To an anxious committee, Wilson introduced alternative sketches, prepared since September 1915, for a very different, lozenge-shaped or rhomboidal vehicle, not unlike a massive, elongated wheel, with tracks running around the whole body, from top to bottom. His alternative armament (replacing a top-mounted turret) was a pair of side-mounted, naval-style sponsons. The new design, initially named the Wilson but subsequently the Centipede, had the added aesthetic of menace, but was nicknamed ‘Big Willie’, somewhat offsetting its status as an instrument of terror. However, renamed Mother, predatory and monstrous, it excelled over Little Willie in trials and was passed for production in February 1916. Wilson transferred to the army in March and subsequently held the rank of major in the Heavy Branch (redesignated the Tank Corps, July 1917) of the Machine Gun Corps.
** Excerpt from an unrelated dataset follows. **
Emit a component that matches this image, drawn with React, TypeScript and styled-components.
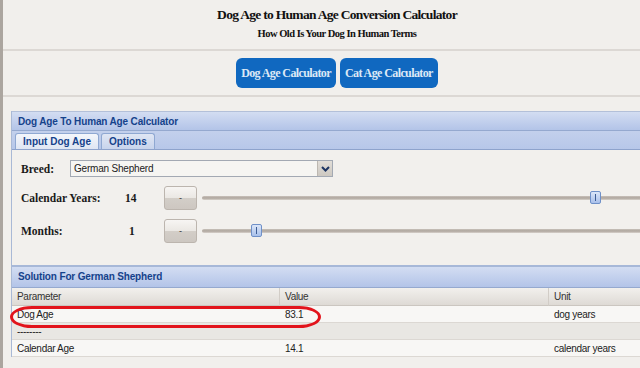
import React from 'react'
import styled, { createGlobalStyle } from 'styled-components'

type Row = {
  param: string,
  value: string,
  unit: string
}

const ROWS: Row[] = [
  { param: 'Dog Age', value: '83.1', unit: 'dog years' },
  { param: '--------', value: '', unit: '' },
  { param: 'Calendar Age', value: '14.1', unit: 'calendar years' },
]

const GlobalStyle = createGlobalStyle`
  html, body {
    margin: 0;
    padding: 0;
    background: #f1efec;
    overflow: hidden;
  }
  * { box-sizing: border-box; }
`

const Page = styled.div`
  width: 640px;
  height: 368px;
  border-left: 3px solid #aba59f;
  background: #f1efec;
  overflow: hidden;
`

const Header = styled.header`
  padding: 6px 0 0 31px;
  height: 49px;
  text-align: center;
  font-family: "Liberation Serif", serif;
  color: #111;
`

const Title = styled.h1`
  margin: 0;
  font-size: 13.5px;
  line-height: 17px;
  letter-spacing: -0.7px;
  font-weight: bold;
`

const Subtitle = styled.h2`
  margin: 4px 0 0;
  font-size: 10.5px;
  line-height: 13px;
  letter-spacing: -0.5px;
  font-weight: bold;
`

const Divider = styled.div`
  height: 2px;
  background: #dcd8d4;
`

const NavBar = styled.nav`
  display: flex;
  justify-content: center;
  gap: 4px;
  padding: 7px 0 0 31px;
  height: 44px;
`

const NavButton = styled.button`
  height: 30px;
  padding: 0 5px;
  border: none;
  border-radius: 6px;
  background: #1068c0;
  color: #dce8f6;
  font-family: "Liberation Serif", serif;
  font-weight: bold;
  font-size: 12px;
  letter-spacing: -0.6px;
`

const Panel = styled.section`
  margin: 14px 0 0 8px;
  width: 680px;
  border-left: 1px solid #a9b9d6;
  font-family: "Liberation Sans", Arial, sans-serif;
  font-size: 10px;
  color: #222;
`

const PanelHeader = styled.div`
  height: 20px;
  padding: 4px 0 0 6px;
  border-top: 1px solid #b3c0d9;
  border-bottom: 1px solid #95a9cf;
  background: linear-gradient(#d3ddf2, #b3c4e8);
  color: #15428b;
  font-weight: bold;
  font-size: 10px;
  letter-spacing: -0.15px;
`

const TabStrip = styled.div`
  display: flex;
  align-items: flex-end;
  gap: 2px;
  height: 19px;
  padding-left: 3px;
  background: linear-gradient(#c3d0ec, #b7c7e9);
  border-bottom: 1px solid #8ea3cc;
`

const Tab = styled.div<{ $active?: boolean }>`
  height: 16px;
  padding: 2px 7px 0;
  border: 1px solid #8fa8d2;
  border-bottom: none;
  border-radius: 3px 3px 0 0;
  background: ${p => p.$active ? 'linear-gradient(#f4f6fb, #dfe6f3)' : 'linear-gradient(#dfe6f4, #c8d4ec)'};
  color: #15428b;
  font-weight: bold;
  font-size: 10px;
`

const TabBody = styled.div`
  height: 117px;
  padding: 10px 0 0 9px;
  background: #f2f0ed;
  border-bottom: 2px solid #a7b8d8;
  display: flex;
  flex-direction: column;
`

const FieldRow = styled.div`
  display: flex;
  align-items: center;
  height: 17px;
`

const SliderRow = styled.div`
  display: flex;
  align-items: center;
  height: 24px;
  margin-top: 9px;
`

const Label = styled.span<{ $width: number }>`
  width: ${p => p.$width}px;
  font-family: "Liberation Serif", serif;
  font-weight: bold;
  font-size: 11.5px;
  color: #1a1a1a;
`

const Value = styled.span<{ $width: number }>`
  width: ${p => p.$width}px;
  font-family: "Liberation Serif", serif;
  font-weight: bold;
  font-size: 11.5px;
  color: #1a1a1a;
`

const Select = styled.div`
  display: flex;
  width: 263px;
  height: 17px;
  border: 1px solid #a3a9b3;
  background: #f6f5f2;
`

const SelectText = styled.span`
  flex: 1;
  padding: 2px 0 0 3px;
  font-size: 10px;
  letter-spacing: -0.2px;
  color: #222;
`

const SelectArrow = styled.span`
  width: 15px;
  display: flex;
  align-items: center;
  justify-content: center;
  background: linear-gradient(#e2ded8, #cdc8c1);
  border-left: 1px solid #bdb8b1;
`

const StepButton = styled.div`
  width: 33px;
  height: 24px;
  border: 1px solid #bcb5ae;
  border-radius: 3px;
  background: linear-gradient(#f7f5f3 0%, #ebe8e4 48%, #d3cec8 50%, #cdc7c1 100%);
  display: flex;
  align-items: center;
  justify-content: center;
  color: #333;
  font-size: 9px;
  line-height: 1;
`

const Track = styled.div`
  position: relative;
  flex: 1;
  margin-left: 5px;
  height: 4px;
  border-radius: 2px;
  background: linear-gradient(#c9c2bb, #aea59d 50%, #d8d2cc);
`

const Thumb = styled.div`
  position: absolute;
  top: -5px;
  width: 11px;
  height: 13px;
  border: 1px solid #6f90c8;
  border-radius: 2px;
  background: linear-gradient(#dbe6f8, #a9c0ea);

  &::after {
    content: '';
    position: absolute;
    left: 4px;
    top: 2px;
    width: 1px;
    height: 7px;
    background: #3d5d94;
  }
`

const SolutionHeader = styled(PanelHeader)`
  height: 21px;
  border-top: none;
`

const Table = styled.div`
  position: relative;
  display: grid;
  grid-template-columns: 268px 269px 1fr;
`

const HeadCell = styled.div`
  height: 18px;
  padding: 3px 0 0 5px;
  background: linear-gradient(#f2f0ed, #dedad5);
  border-bottom: 1px solid #cbc6c0;
  border-right: 1px solid #d2cdc7;
  color: #333;
  letter-spacing: -0.3px;
`

const Cell = styled.div<{ $alt?: boolean }>`
  height: 17px;
  padding: 3px 0 0 5px;
  background: ${p => p.$alt ? '#e9e7e3' : '#f8f7f5'};
  border-bottom: 1px solid #dcd8d3;
  color: #222;
  letter-spacing: -0.3px;
`

const Highlight = styled.div`
  position: absolute;
  left: -2px;
  top: 18px;
  width: 311px;
  height: 22px;
  border: 3px solid #e2141c;
  border-radius: 22px / 11px;
  pointer-events: none;
`

function Chevron() {
  return (
    <svg width='9' height='6' viewBox='0 0 9 6'>
      <path d='M1 1 L4.5 4.5 L8 1' stroke='#1e3563' strokeWidth='2' fill='none' />
    </svg>
  )
}

export default function App() {
  return (
    <Page>
      <GlobalStyle />
      <Header>
        <Title>Dog Age to Human Age Conversion Calculator</Title>
        <Subtitle>How Old Is Your Dog In Human Terms</Subtitle>
      </Header>
      <Divider />
      <NavBar>
        <NavButton>Dog Age Calculator</NavButton>
        <NavButton>Cat Age Calculator</NavButton>
      </NavBar>
      <Divider />
      <Panel>
        <PanelHeader>Dog Age To Human Age Calculator</PanelHeader>
        <TabStrip>
          <Tab $active>Input Dog Age</Tab>
          <Tab>Options</Tab>
        </TabStrip>
        <TabBody>
          <FieldRow>
            <Label $width={49}>Breed:</Label>
            <Select>
              <SelectText>German Shepherd</SelectText>
              <SelectArrow><Chevron /></SelectArrow>
            </Select>
          </FieldRow>
          <SliderRow>
            <Label $width={104}>Calendar Years:</Label>
            <Value $width={39}>14</Value>
            <StepButton>-</StepButton>
            <Track>
              <Thumb style={{ left: 388 }} />
            </Track>
          </SliderRow>
          <SliderRow>
            <Label $width={108}>Months:</Label>
            <Value $width={35}>1</Value>
            <StepButton>-</StepButton>
            <Track>
              <Thumb style={{ left: 49 }} />
            </Track>
          </SliderRow>
        </TabBody>
        <SolutionHeader>Solution For German Shepherd</SolutionHeader>
        <Table>
          <HeadCell>Parameter</HeadCell>
          <HeadCell>Value</HeadCell>
          <HeadCell>Unit</HeadCell>
          {ROWS.map((row, i) => (
            <React.Fragment key={i}>
              <Cell $alt={i % 2 === 1}>{row.param}</Cell>
              <Cell $alt={i % 2 === 1}>{row.value}</Cell>
              <Cell $alt={i % 2 === 1}>{row.unit}</Cell>
            </React.Fragment>
          ))}
          <Highlight />
        </Table>
      </Panel>
    </Page>
  )
}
His legendary design, secretively labelled ‘tank’ before its deployment, shocked the Germans who first saw it at the Somme, 15 September 1916. Officially branded the Mark I, the machine in practice became easily bogged down, vulnerable to assault and capture. As it had never had comprehensive tests in the field. Wilson was urgently required to adapt it to battlefield conditions, including internal noise reduction and greater forward visibility. In spite of additional improvements (Mark VIII appeared in late 1918), British tanks retained Wilson's basic design until the war's end; the weapon's greatest single success was at Cambrai, November 1917. His epicyclic steering, which allowed the tank to turn, evolved to enable one driver rather than two to control the Mark V vehicle. It was acknowledged as the best heavy tank of the war.
Wilson was created CMG in 1917 and appointed chief of design at the mechanical warfare department until the war ended. In a note of irony, a number of tanks appeared on the streets of his native Dublin during the war of independence 1919–21. He himself remained in Britain after the war, invented the Wilson self-changing gearbox, and established his own firm, Self-Changing Gears Ltd, in Coventry. He was a member of the Institution of Civil Engineers and honorary member of the Institutions of Mechanical Engineers and Automobile Engineers, and of the Junior Institution of Engineers. Subsequent refinement in postwar tank models, including those with top-mounted turrets, continued until in 1937 Wilson introduced a faster mechanism to match the turning radius required of modern tanks. His recreations included fly-fishing, shooting, and other rural pursuits. He lived at The Elms, Itchen Abbas, near Winchester, where he died 30 June 1957.
Wilson married (1904) Ethel Crommelin (d. 1963), daughter of Samuel Octavius Gray of Swaines, Rudgwick, Sussex, chief accountant at the Bank of England; they had three sons.